• Request
State the number of lines with the string "components" in them, and nothing else.

• Records supplied
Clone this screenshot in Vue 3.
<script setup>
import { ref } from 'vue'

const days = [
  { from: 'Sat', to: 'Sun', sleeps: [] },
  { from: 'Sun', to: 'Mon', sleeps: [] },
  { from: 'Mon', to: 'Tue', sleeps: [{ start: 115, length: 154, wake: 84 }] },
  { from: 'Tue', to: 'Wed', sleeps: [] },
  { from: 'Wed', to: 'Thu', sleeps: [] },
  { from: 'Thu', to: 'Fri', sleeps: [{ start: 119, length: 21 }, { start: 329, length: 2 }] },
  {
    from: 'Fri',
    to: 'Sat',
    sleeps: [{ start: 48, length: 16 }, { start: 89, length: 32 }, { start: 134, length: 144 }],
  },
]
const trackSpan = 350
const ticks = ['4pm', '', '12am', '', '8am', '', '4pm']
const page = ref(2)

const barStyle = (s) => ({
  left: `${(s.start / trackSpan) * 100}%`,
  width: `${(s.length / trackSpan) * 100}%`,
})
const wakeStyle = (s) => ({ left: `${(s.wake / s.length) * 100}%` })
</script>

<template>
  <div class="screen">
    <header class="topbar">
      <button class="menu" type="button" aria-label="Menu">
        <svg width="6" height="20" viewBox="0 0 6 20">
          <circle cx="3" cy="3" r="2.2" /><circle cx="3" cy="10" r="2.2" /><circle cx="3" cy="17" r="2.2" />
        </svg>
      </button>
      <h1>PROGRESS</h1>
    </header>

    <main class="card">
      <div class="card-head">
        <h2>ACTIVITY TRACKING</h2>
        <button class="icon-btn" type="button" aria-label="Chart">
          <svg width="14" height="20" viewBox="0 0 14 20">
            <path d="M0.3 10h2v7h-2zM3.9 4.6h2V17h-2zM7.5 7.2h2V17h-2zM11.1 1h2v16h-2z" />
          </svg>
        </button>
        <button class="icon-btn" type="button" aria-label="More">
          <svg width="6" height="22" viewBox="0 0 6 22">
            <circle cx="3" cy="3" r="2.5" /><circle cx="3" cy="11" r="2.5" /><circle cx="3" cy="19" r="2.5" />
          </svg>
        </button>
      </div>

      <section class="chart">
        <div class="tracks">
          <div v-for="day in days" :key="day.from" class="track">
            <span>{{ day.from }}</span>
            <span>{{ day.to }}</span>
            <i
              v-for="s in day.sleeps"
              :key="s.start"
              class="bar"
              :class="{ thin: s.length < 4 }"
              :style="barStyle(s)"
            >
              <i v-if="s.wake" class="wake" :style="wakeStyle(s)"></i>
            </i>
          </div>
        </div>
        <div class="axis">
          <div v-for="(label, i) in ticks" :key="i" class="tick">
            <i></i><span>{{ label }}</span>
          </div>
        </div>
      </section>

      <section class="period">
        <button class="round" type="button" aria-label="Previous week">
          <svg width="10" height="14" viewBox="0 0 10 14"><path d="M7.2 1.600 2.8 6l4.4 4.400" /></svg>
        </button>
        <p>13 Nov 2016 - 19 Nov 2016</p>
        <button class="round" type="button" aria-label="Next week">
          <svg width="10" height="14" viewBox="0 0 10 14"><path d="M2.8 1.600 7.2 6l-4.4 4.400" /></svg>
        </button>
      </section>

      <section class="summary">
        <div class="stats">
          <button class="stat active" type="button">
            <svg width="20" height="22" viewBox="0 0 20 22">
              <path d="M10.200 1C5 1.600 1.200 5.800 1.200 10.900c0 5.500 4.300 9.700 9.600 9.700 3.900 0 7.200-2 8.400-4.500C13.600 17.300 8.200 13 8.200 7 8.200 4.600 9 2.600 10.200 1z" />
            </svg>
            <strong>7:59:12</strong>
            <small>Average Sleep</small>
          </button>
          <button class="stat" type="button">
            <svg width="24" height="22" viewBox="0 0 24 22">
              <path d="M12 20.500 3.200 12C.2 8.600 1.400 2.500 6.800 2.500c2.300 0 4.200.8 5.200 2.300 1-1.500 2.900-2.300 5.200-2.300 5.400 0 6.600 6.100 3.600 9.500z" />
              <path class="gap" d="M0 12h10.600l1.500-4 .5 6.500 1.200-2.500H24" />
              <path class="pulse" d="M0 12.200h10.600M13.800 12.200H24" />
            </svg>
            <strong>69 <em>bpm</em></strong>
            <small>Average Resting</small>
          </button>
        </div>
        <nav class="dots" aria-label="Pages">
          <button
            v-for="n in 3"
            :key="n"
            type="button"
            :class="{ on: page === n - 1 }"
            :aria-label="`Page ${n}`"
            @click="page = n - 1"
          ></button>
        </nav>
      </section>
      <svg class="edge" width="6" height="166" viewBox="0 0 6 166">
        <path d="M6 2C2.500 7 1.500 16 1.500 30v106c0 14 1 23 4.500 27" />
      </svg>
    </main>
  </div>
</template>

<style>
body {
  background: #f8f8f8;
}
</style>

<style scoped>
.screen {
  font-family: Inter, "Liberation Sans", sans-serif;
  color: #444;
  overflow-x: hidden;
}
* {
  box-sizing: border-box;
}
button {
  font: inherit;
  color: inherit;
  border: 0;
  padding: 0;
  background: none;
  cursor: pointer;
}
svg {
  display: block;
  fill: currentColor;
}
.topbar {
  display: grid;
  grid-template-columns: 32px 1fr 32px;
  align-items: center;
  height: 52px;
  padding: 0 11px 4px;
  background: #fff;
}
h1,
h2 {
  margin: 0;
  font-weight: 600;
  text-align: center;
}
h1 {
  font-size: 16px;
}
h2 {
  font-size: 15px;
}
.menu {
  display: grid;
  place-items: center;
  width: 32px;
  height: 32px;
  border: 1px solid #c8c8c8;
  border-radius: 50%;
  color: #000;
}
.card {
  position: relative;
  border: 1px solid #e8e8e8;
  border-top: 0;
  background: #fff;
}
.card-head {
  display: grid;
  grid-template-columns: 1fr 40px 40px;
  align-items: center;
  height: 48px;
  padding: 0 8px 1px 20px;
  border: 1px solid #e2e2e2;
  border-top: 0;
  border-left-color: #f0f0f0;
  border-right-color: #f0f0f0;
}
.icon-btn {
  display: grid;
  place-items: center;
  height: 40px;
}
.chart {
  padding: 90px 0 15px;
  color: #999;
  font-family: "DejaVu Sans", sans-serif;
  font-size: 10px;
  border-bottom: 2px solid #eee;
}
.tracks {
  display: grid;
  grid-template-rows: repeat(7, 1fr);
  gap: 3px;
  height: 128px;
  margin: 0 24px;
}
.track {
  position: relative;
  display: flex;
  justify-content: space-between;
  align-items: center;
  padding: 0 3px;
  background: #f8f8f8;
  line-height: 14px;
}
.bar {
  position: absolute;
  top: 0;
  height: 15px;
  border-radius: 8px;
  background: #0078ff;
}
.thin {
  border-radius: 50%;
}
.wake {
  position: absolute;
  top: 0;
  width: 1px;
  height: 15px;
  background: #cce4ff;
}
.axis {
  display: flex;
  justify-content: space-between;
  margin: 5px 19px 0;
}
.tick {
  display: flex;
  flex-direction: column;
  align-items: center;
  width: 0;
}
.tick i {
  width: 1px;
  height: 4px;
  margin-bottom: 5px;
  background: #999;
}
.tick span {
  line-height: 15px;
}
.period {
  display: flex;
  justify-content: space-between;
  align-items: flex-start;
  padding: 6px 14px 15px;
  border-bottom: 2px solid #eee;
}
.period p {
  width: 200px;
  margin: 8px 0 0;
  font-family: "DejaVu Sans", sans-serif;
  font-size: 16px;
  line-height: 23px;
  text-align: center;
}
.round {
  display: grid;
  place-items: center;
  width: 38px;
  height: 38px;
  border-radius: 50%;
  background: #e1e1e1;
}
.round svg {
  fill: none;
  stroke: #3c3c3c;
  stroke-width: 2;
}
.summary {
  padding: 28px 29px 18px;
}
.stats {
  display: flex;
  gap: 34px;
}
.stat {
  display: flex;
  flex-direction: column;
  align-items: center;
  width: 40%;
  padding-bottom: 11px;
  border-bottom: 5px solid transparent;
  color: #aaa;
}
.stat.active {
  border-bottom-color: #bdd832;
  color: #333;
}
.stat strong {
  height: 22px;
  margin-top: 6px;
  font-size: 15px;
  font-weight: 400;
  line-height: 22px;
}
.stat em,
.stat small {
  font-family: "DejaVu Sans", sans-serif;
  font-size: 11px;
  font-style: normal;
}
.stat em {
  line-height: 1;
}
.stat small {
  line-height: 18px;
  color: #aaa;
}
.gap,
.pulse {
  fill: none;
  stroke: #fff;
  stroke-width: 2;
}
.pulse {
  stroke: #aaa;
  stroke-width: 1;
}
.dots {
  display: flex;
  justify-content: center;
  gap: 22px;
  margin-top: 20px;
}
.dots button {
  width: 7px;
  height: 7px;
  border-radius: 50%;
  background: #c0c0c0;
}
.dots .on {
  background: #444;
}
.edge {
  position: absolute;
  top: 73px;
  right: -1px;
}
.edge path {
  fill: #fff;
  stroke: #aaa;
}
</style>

==

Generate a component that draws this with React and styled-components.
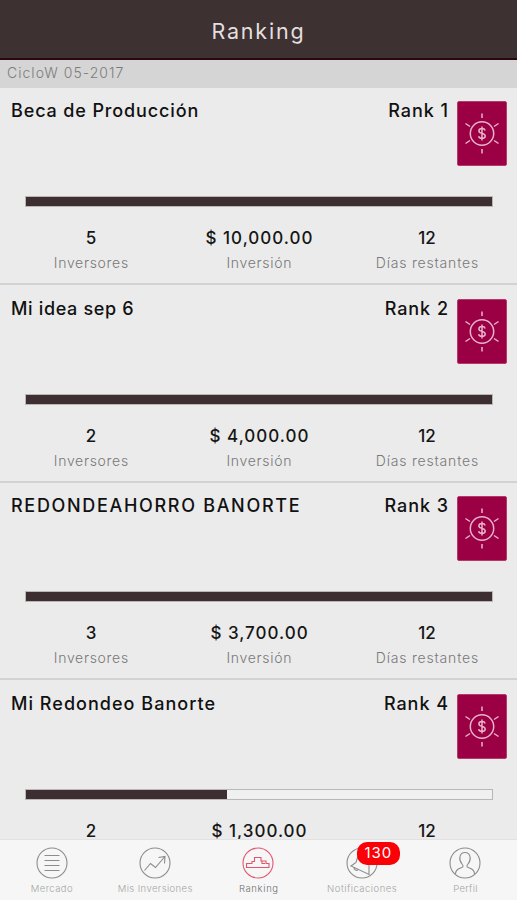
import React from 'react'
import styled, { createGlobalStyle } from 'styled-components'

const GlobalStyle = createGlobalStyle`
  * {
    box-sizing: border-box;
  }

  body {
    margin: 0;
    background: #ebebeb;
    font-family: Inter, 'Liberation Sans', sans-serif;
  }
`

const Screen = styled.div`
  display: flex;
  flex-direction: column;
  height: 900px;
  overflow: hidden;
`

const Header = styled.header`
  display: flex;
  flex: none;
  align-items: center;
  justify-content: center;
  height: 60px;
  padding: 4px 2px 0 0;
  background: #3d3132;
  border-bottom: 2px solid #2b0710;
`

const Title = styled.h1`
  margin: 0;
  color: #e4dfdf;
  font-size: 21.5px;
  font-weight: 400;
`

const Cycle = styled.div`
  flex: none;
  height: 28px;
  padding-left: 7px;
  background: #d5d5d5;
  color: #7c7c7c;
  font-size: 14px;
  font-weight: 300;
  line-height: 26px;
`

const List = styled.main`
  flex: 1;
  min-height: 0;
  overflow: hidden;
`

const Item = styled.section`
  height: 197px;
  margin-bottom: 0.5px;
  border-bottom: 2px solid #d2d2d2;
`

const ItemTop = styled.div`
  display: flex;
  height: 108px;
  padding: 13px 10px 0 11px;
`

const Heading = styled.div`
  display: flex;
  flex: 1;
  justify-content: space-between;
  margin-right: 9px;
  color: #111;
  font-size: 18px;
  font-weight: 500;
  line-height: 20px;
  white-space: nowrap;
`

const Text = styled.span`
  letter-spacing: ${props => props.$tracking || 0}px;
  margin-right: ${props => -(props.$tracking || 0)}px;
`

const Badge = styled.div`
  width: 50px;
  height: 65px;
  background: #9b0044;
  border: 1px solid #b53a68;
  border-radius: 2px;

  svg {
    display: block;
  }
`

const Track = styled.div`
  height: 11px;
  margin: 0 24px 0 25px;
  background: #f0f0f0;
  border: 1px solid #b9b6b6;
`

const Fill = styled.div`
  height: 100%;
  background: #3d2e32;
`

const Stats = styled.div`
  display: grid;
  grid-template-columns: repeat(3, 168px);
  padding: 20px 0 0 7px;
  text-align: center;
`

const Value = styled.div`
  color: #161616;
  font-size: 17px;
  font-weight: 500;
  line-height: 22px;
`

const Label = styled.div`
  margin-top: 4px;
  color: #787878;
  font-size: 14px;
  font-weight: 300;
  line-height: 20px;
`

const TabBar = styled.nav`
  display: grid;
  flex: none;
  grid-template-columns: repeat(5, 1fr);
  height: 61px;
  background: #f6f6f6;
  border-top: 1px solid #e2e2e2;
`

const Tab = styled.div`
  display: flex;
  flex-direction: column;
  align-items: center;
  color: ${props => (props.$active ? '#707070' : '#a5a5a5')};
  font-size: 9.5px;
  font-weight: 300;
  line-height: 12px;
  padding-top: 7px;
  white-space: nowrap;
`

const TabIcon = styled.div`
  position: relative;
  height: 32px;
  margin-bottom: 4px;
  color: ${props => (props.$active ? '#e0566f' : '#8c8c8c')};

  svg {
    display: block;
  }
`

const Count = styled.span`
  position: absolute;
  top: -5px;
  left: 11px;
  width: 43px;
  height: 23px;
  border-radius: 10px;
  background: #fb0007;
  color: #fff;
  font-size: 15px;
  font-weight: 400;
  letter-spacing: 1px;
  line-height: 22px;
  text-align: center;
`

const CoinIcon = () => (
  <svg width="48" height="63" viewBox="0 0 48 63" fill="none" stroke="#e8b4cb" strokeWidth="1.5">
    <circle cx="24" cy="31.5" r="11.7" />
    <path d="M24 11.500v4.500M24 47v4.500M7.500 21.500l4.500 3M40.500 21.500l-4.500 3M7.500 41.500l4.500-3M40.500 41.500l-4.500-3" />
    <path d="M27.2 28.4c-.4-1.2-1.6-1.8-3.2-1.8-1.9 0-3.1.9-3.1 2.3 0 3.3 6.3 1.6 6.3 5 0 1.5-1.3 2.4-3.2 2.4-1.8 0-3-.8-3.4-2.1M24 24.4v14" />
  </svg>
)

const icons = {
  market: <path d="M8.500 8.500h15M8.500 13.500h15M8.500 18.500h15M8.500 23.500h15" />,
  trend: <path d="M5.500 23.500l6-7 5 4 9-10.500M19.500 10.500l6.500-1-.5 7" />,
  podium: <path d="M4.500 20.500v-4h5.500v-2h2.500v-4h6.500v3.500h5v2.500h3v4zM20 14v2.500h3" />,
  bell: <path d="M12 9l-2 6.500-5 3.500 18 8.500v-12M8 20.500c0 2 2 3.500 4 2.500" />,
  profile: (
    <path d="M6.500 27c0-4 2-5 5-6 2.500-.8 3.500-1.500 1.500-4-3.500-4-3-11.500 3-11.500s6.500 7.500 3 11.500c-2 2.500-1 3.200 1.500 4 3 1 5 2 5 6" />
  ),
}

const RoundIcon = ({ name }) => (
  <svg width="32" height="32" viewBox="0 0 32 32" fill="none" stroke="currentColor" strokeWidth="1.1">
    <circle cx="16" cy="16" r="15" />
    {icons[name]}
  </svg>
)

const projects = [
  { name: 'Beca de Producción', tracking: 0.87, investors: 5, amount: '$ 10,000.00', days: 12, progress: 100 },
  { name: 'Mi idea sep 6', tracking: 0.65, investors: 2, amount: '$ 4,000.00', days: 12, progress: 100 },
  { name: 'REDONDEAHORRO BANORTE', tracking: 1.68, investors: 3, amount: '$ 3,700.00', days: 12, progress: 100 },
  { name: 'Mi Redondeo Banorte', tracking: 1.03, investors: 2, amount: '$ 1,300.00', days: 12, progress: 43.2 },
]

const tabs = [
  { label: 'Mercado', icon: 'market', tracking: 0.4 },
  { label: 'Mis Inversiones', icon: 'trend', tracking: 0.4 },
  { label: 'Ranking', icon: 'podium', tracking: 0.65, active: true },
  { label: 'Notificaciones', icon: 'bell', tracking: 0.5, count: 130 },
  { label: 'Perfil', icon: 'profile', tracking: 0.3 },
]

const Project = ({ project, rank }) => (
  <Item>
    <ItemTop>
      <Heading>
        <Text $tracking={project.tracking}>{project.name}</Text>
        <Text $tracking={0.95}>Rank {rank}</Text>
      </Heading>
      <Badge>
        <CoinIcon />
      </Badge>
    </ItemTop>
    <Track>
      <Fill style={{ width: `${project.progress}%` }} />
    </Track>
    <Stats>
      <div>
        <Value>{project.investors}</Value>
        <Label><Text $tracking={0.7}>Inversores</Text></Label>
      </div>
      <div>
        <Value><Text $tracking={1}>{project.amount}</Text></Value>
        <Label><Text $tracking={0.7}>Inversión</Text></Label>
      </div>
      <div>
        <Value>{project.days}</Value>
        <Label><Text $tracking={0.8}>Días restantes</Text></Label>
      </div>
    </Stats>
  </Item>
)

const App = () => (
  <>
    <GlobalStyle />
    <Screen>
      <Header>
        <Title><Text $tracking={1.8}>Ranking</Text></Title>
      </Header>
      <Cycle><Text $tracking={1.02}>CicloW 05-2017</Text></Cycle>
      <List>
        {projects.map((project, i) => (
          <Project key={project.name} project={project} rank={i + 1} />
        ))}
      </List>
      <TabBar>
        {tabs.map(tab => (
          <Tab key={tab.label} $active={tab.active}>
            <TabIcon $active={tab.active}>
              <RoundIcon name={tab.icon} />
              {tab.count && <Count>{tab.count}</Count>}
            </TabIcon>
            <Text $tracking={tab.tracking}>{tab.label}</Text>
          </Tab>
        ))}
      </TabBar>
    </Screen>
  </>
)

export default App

• Response to this task
2